Omit every picture and return the rest of the data unaltered.
━━━ Provided data
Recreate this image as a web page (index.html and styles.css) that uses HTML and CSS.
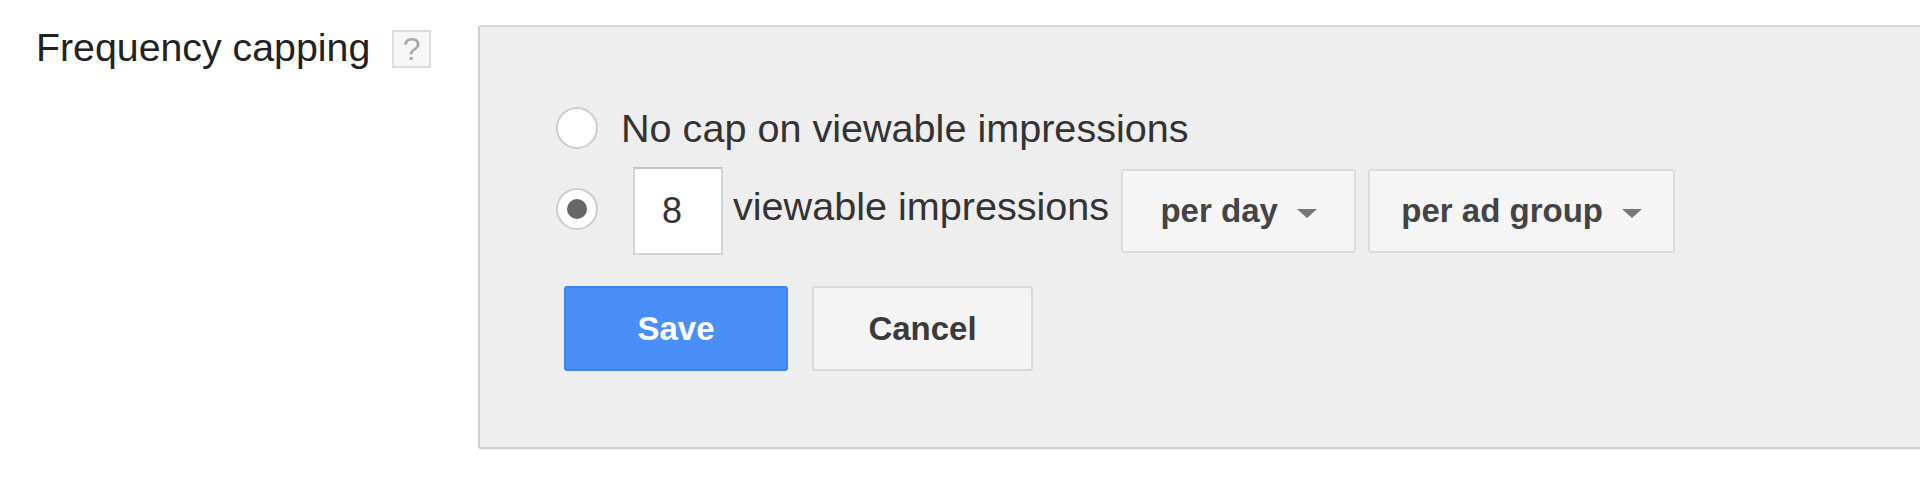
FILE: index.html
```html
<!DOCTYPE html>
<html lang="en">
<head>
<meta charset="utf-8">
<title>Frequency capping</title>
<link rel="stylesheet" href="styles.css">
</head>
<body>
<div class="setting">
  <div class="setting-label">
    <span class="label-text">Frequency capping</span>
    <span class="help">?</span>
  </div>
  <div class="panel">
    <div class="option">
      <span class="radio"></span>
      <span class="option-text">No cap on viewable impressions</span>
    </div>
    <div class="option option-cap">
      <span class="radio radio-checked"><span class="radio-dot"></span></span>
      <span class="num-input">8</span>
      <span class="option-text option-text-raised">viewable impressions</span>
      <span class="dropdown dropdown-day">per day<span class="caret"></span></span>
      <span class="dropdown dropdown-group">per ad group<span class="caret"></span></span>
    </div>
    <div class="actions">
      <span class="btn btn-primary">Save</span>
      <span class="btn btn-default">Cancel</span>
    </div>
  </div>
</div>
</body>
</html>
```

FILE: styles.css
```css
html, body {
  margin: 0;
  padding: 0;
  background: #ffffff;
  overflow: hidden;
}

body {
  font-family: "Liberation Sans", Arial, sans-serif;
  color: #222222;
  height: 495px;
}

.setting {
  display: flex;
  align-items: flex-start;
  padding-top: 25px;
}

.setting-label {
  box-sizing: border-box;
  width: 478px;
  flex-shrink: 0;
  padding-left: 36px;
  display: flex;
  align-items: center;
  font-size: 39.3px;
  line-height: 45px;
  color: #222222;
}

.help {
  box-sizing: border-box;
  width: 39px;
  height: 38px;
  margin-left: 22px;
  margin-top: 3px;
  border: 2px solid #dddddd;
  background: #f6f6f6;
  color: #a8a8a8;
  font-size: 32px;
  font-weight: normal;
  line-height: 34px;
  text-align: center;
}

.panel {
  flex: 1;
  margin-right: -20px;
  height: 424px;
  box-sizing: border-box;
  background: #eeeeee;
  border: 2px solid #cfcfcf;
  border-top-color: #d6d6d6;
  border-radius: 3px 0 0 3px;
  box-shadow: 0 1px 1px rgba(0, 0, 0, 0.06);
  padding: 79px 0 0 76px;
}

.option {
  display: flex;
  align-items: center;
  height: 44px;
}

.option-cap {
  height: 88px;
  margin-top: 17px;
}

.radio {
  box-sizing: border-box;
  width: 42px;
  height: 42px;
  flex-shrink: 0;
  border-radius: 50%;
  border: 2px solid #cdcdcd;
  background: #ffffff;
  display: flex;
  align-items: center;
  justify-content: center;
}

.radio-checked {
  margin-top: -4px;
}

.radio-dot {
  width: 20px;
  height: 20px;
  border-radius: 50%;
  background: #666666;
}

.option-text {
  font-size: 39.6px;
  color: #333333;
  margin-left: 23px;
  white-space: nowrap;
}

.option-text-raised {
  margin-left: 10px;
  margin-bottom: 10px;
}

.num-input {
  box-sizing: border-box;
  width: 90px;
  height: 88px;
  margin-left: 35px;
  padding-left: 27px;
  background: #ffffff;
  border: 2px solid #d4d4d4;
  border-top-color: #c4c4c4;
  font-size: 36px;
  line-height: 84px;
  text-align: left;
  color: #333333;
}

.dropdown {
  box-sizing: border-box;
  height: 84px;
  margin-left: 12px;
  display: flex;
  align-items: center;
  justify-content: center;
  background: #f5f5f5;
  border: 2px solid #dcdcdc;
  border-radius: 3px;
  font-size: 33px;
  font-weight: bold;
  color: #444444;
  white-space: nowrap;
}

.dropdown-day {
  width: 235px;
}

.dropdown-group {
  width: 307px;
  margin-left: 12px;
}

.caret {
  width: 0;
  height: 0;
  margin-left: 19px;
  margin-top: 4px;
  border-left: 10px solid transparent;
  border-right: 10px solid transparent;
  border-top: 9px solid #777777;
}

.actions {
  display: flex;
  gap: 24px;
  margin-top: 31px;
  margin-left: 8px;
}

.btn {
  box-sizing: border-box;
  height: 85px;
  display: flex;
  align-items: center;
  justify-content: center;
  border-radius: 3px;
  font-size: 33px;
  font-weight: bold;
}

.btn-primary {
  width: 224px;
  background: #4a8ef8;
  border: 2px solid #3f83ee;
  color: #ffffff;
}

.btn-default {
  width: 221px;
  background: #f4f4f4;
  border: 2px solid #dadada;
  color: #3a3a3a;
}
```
━━━━━━
Solution to this exercise:
Recreate this image as a web page (index.html and styles.css) that uses HTML and CSS.
FILE: index.html
```html
<!DOCTYPE html>
<html lang="en">
<head>
<meta charset="utf-8">
<title>Frequency capping</title>
<link rel="stylesheet" href="styles.css">
</head>
<body>
<div class="setting">
  <div class="setting-label">
    <span class="label-text">Frequency capping</span>
    <span class="help">?</span>
  </div>
  <div class="panel">
    <div class="option">
      <span class="radio"></span>
      <span class="option-text">No cap on viewable impressions</span>
    </div>
    <div class="option option-cap">
      <span class="radio radio-checked"><span class="radio-dot"></span></span>
      <span class="num-input">8</span>
      <span class="option-text option-text-raised">viewable impressions</span>
      <span class="dropdown dropdown-day">per day<span class="caret"></span></span>
      <span class="dropdown dropdown-group">per ad group<span class="caret"></span></span>
    </div>
    <div class="actions">
      <span class="btn btn-primary">Save</span>
      <span class="btn btn-default">Cancel</span>
    </div>
  </div>
</div>
</body>
</html>
```

FILE: styles.css
```css
html, body {
  margin: 0;
  padding: 0;
  background: #ffffff;
  overflow: hidden;
}

body {
  font-family: "Liberation Sans", Arial, sans-serif;
  color: #222222;
  height: 495px;
}

.setting {
  display: flex;
  align-items: flex-start;
  padding-top: 25px;
}

.setting-label {
  box-sizing: border-box;
  width: 478px;
  flex-shrink: 0;
  padding-left: 36px;
  display: flex;
  align-items: center;
  font-size: 39.3px;
  line-height: 45px;
  color: #222222;
}

.help {
  box-sizing: border-box;
  width: 39px;
  height: 38px;
  margin-left: 22px;
  margin-top: 3px;
  border: 2px solid #dddddd;
  background: #f6f6f6;
  color: #a8a8a8;
  font-size: 32px;
  font-weight: normal;
  line-height: 34px;
  text-align: center;
}

.panel {
  flex: 1;
  margin-right: -20px;
  height: 424px;
  box-sizing: border-box;
  background: #eeeeee;
  border: 2px solid #cfcfcf;
  border-top-color: #d6d6d6;
  border-radius: 3px 0 0 3px;
  box-shadow: 0 1px 1px rgba(0, 0, 0, 0.06);
  padding: 79px 0 0 76px;
}

.option {
  display: flex;
  align-items: center;
  height: 44px;
}

.option-cap {
  height: 88px;
  margin-top: 17px;
}

.radio {
  box-sizing: border-box;
  width: 42px;
  height: 42px;
  flex-shrink: 0;
  border-radius: 50%;
  border: 2px solid #cdcdcd;
  background: #ffffff;
  display: flex;
  align-items: center;
  justify-content: center;
}

.radio-checked {
  margin-top: -4px;
}

.radio-dot {
  width: 20px;
  height: 20px;
  border-radius: 50%;
  background: #666666;
}

.option-text {
  font-size: 39.6px;
  color: #333333;
  margin-left: 23px;
  white-space: nowrap;
}

.option-text-raised {
  margin-left: 10px;
  margin-bottom: 10px;
}

.num-input {
  box-sizing: border-box;
  width: 90px;
  height: 88px;
  margin-left: 35px;
  padding-left: 27px;
  background: #ffffff;
  border: 2px solid #d4d4d4;
  border-top-color: #c4c4c4;
  font-size: 36px;
  line-height: 84px;
  text-align: left;
  color: #333333;
}

.dropdown {
  box-sizing: border-box;
  height: 84px;
  margin-left: 12px;
  display: flex;
  align-items: center;
  justify-content: center;
  background: #f5f5f5;
  border: 2px solid #dcdcdc;
  border-radius: 3px;
  font-size: 33px;
  font-weight: bold;
  color: #444444;
  white-space: nowrap;
}

.dropdown-day {
  width: 235px;
}

.dropdown-group {
  width: 307px;
  margin-left: 12px;
}

.caret {
  width: 0;
  height: 0;
  margin-left: 19px;
  margin-top: 4px;
  border-left: 10px solid transparent;
  border-right: 10px solid transparent;
  border-top: 9px solid #777777;
}

.actions {
  display: flex;
  gap: 24px;
  margin-top: 31px;
  margin-left: 8px;
}

.btn {
  box-sizing: border-box;
  height: 85px;
  display: flex;
  align-items: center;
  justify-content: center;
  border-radius: 3px;
  font-size: 33px;
  font-weight: bold;
}

.btn-primary {
  width: 224px;
  background: #4a8ef8;
  border: 2px solid #3f83ee;
  color: #ffffff;
}

.btn-default {
  width: 221px;
  background: #f4f4f4;
  border: 2px solid #dadada;
  color: #3a3a3a;
}
```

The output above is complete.